The Winebrenner tannery was along Frederick Street south of Hanover’s square (YCHC).

“The Misses Sarah and Martha Winebrenner, of Hanover, have contributed to the York County Historical Society an interesting reminder of the cavalry fight at Hanover in 1863, which both of these ladies witnesses. It is a cartridge box dropped by a soldier of the 18th Pennsylvania Cavalry, which with the 5th N. Y.  took the leading part in the hardest fighting in that engagement.

“”In the morning of June 30th, 1863, a woman selling berries entered Hanover from the southwest and stopped at the residence of Mr. and Mrs. Henry Winebrenner, parents of the ladies mentioned. This woman said: ‘The fields beyond those hills are full of rebels.  I saw them myself when I came into town.’

“About the same time a Union officer rode into town and stopped in front of the Winebrenner home, then at the western edge of Hanover. To the Winebrenner family and others who saw him approach, the officer said, ‘Let that flag float across the street. General [H. Judson] Kilpatrick’s division of cavalry will come along.’

“Then  they looked out the road and saw a long line of soldiers on horseback approaching. These were supposed to be the men that the berry woman saw, but such was not the case. The soldiers she saw were the advance of Gen. [J.E.B.] Stuart’s Confederate cavalry,  still behind the hills and woods southwest of Hanover.

“It was the Second North Carolina, known as the Black Horse Cavalry [actually, Stuart’s 1st Virginia Cavalry that bore that nickname] that dashed down the Westminster road and attacked the 18th Pennsylvania, the rear regiment of Kilpatrick’s forces. The remaining part of the fight is too long to tell at this time, but suffice to say one of the Union boys during the battle dropped his cartridge box in front of the Winebrenner house. It is this interesting memento of the dark days of the war that the Misses Winebrenner presented to the Historical Society. It is a souvenir with about fifty other cartridge boxes, cap boxes, minie balls and spurs from the cavalry engagement at Hanover, which are now in the museum of the Historical Society.

Wayside marker in front of the historic Winebrenner house (Scott Mingus photo)

“Soon after the saber fighting and exchange of shots began, at 10 a.m., Mrs. Henry Winebrenner and her daughter, Martha, went to the balcony of their home to see the conflict. They saw the flash of the cannon only 300 yards away, then they heard the roar, for the first shell had been fired into town, possibly at the Union flag which was then floating in Frederick street between the Winebrenner house and the building opposite.  The Winebrenner residence was doubtless supposed by the enemy to be the headquarters of federal officers directing the fight.

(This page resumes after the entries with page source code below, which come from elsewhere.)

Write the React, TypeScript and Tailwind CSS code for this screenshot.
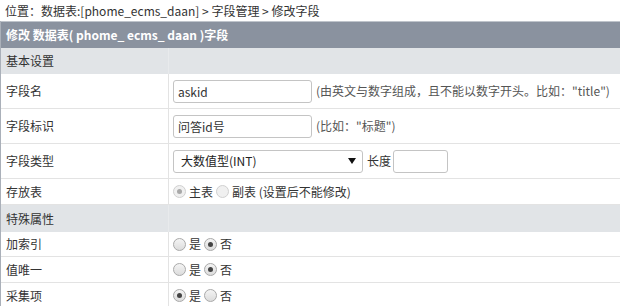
import React from "react";

const font = { fontFamily: '"Microsoft YaHei", "Noto Sans CJK SC", "Noto Sans", sans-serif' };

const Radio = ({ checked, disabled }: { checked?: boolean; disabled?: boolean }) => (
  <span
    className={
      "inline-flex items-center justify-center w-[13px] h-[13px] rounded-full border mr-[3px] " +
      (disabled ? "border-[#d0d0d0] bg-[#f0f0f0]" : "border-[#a9a9a9] bg-gradient-to-b from-[#f4f4f4] to-[#dcdcdc]")
    }
  >
    {checked && (
      <span className={"w-[5px] h-[5px] rounded-full " + (disabled ? "bg-[#a8a8a8]" : "bg-[#444]")} />
    )}
  </span>
);

const Row = ({ label, h, children }: { label: string; h: string; children?: React.ReactNode }) => (
  <div className={"grid grid-cols-[168px_1fr] border-b border-[#e3e3e3] " + h}>
    <div className="flex items-center pl-[5px] border-r border-[#e3e3e3]">{label}</div>
    <div className="flex items-center pl-[4px]">{children}</div>
  </div>
);

const Section = ({ label, h }: { label: string; h: string }) => (
  <div className={"grid grid-cols-[168px_1fr] bg-[#e1e4e7] " + h}>
    <div className="flex items-center pl-[5px] border-r border-[#e8eaec]">{label}</div>
    <div />
  </div>
);

const YesNo = ({ yes }: { yes?: boolean }) => (
  <span className="flex items-center">
    <Radio checked={yes} />
    <span className="mr-[3px]">是</span>
    <Radio checked={!yes} />
    <span>否</span>
  </span>
);

export default function App() {
  return (
    <div className="w-[620px] h-[306px] overflow-hidden bg-white text-[12px] text-[#333]" style={font}>
      <div className="h-[21px] flex items-center pl-[5px] text-[#333]">
        位置：数据表:[phome_ecms_daan] &gt; 字段管理 &gt; 修改字段
      </div>
      <div className="border-l border-[#aab0b9]">
        <div className="h-[27px] bg-[#8a929f] border-t border-[#bfc4cb] flex items-center pl-[5px] text-white font-bold">
          修改 数据表( phome_ ecms_ daan )字段
        </div>
        <Section label="基本设置" h="h-[26px]" />
        <Row label="字段名" h="h-[35px]">
          <input
            readOnly
            value="askid"
            className="w-[139px] h-[23px] border border-[#c4c4c4] rounded-[3px] px-[4px] text-[12px] text-[#333] outline-none"
            style={font}
          />
          <span className="ml-[4px] text-[#555]">(由英文与数字组成，且不能以数字开头。比如："title")</span>
        </Row>
        <Row label="字段标识" h="h-[35px]">
          <input
            readOnly
            value="问答id号"
            className="w-[139px] h-[23px] border border-[#c4c4c4] rounded-[3px] px-[4px] text-[12px] text-[#333] outline-none"
            style={font}
          />
          <span className="ml-[4px] text-[#555]">(比如："标题")</span>
        </Row>
        <Row label="字段类型" h="h-[35px]">
          <div className="w-[190px] h-[23px] border border-[#c4c4c4] rounded-[3px] flex items-center justify-between pl-[7px] pr-[6px] text-[#222]">
            <span>大数值型(INT)</span>
            <svg width="8" height="6" viewBox="0 0 8 6">
              <path d="M0 0h8L4 6z" fill="#111" />
            </svg>
          </div>
          <span className="ml-[4px]">长度</span>
          <div className="ml-[2px] w-[55px] h-[23px] border border-[#c4c4c4] rounded-[3px]" />
        </Row>
        <Row label="存放表" h="h-[26px]">
          <span className="flex items-center">
            <Radio checked disabled />
            <span className="mr-[3px]">主表</span>
            <Radio disabled />
            <span>副表 (设置后不能修改)</span>
          </span>
        </Row>
        <Section label="特殊属性" h="h-[27px]" />
        <Row label="加索引" h="h-[25px]">
          <YesNo />
        </Row>
        <Row label="值唯一" h="h-[26px]">
          <YesNo />
        </Row>
        <Row label="采集项" h="h-[26px]">
          <YesNo yes />
        </Row>
      </div>
    </div>
  );
}
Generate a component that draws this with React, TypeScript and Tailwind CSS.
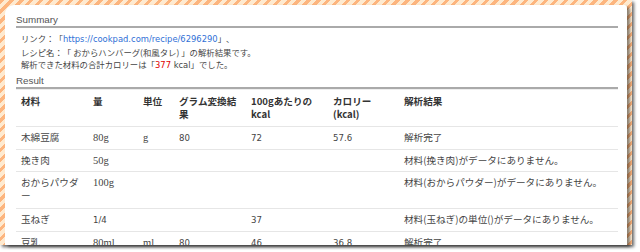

The porch of the Winebrenner house (privately owned). Scott Mingus photo.

“‘We had better go downstairs; we are in danger here,’ said the mother to the daughter, and they moved to the rooms off from the balcony. Scarcely a quarter of a minute after they had passed through the balcony door and closed it a twelve-pound Confederate shell struck the lintel of the door through which they had just gone and shattered a bureau, penetrated the floor and struck a brick wall in the northeast corner of the sitting room below. The rest of the family were in this room. Mr. Winebrenner picked up the hot shell, which had not exploded, and threw it into the yard. Although a frightful calamity might have resulted, no one was injured. The shell and the shattered bureau are still in existence. For two hours thereafter, the Winebrenner family remained in the cellar, for Union sharpshooters had taken position on the second story of a wood shed only ten yards from their residence.”

The southwestern side of the Winebrenner house (Scott Mingus photo).